1 pointby a1j9o942 hours ago1 comment
  • a1j9o942 hours ago
    Hey HN,

      I spent the last few weeks exploring whether AI systems could benefit from generating video predictions before making decisions—like how humans mentally simulate "what happens if I pour this coffee?" before acting.
    
      The idea: Show an AI an image, ask "what happens if I push this?", have it generate a video prediction, then compare that prediction to reality. If the prediction looks wrong, maybe the AI could catch its own mistakes.
    
      The result: Current models can't do this. But I learned some interesting things along the way.
    
      What I tested:
      - 7 different architectures for predicting future video frames from VLM latent space
      - Whether perceptual similarity (LPIPS) between predicted and actual video correlates with correctness
      - Self-correction loops where the model gets feedback on its predictions
    
      Key findings:
    
      1. VLMs can't predict the future – Every architecture I tried performed worse than just copying the current frame as the "prediction." The model understands what's in an image but can't predict what will change.

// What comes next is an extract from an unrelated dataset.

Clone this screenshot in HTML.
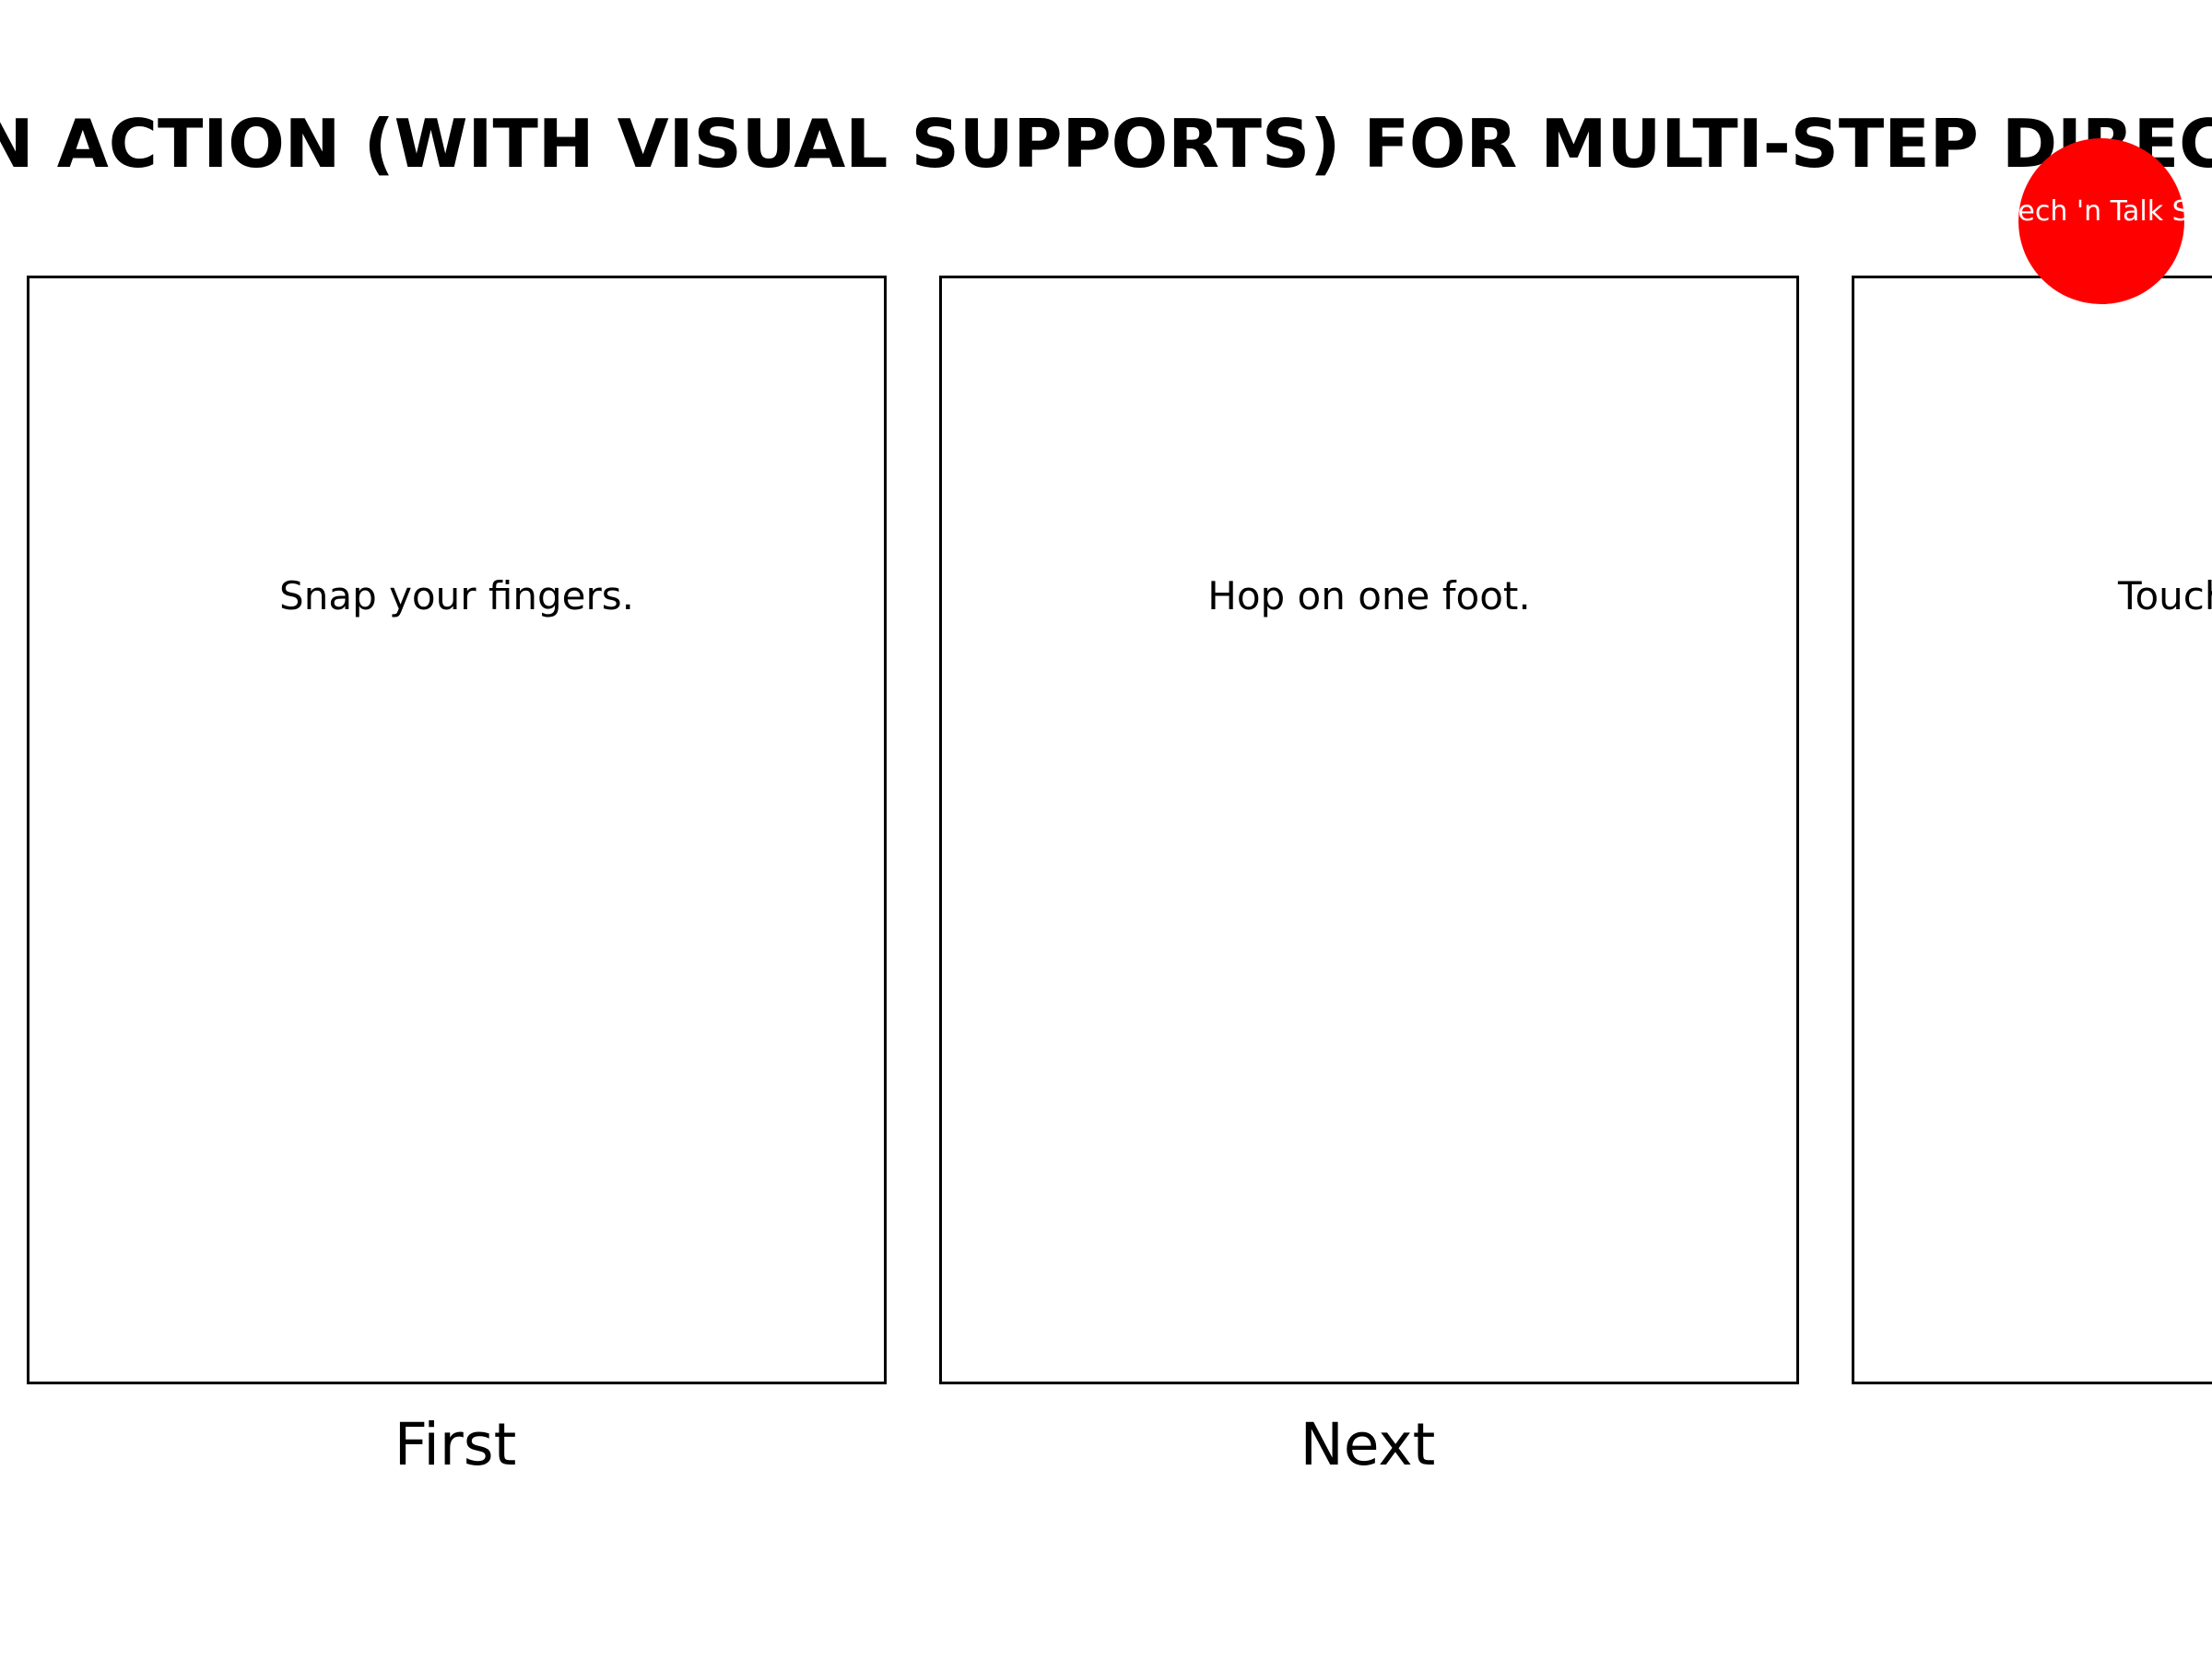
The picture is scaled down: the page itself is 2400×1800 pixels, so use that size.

      2. Visual similarity ≠ semantic correctness – This one surprised me. Wrong predictions often looked MORE similar to reality than correct ones (LPIPS correlation: 0.106). You can't use "does it look right?" to catch mistakes.
      3. Some things worked – Hybrid encoders (DINOv2 + VLM) preserve spatial information that VLMs lose. VLMs understand generated video well (93% semantic retention). Small adapters (10M params) work better than large ones (100M).
    
      I'm releasing this as a benchmark proposal. Video generation is improving fast—capabilities that don't exist today might emerge in future models. Seems worth tracking.
    
      Links:
      - Demo video: https://youtu.be/YJxDt_zCrUI
      - Code + paper: https://github.com/a1j9o94/foresight
      - Live demo: https://foresight-demo-kappa.vercel.app
    
      Built with Qwen2.5-VL, LTX-Video, Modal (GPUs), and the Something-Something v2 dataset.
    
      Happy to answer questions about the experiments or methodology.
    • seg_lol2 hours ago
      Why is the demo video not in your readme?
      • a1j9o942 hours ago
        Honestly just didn't think about it. Added it.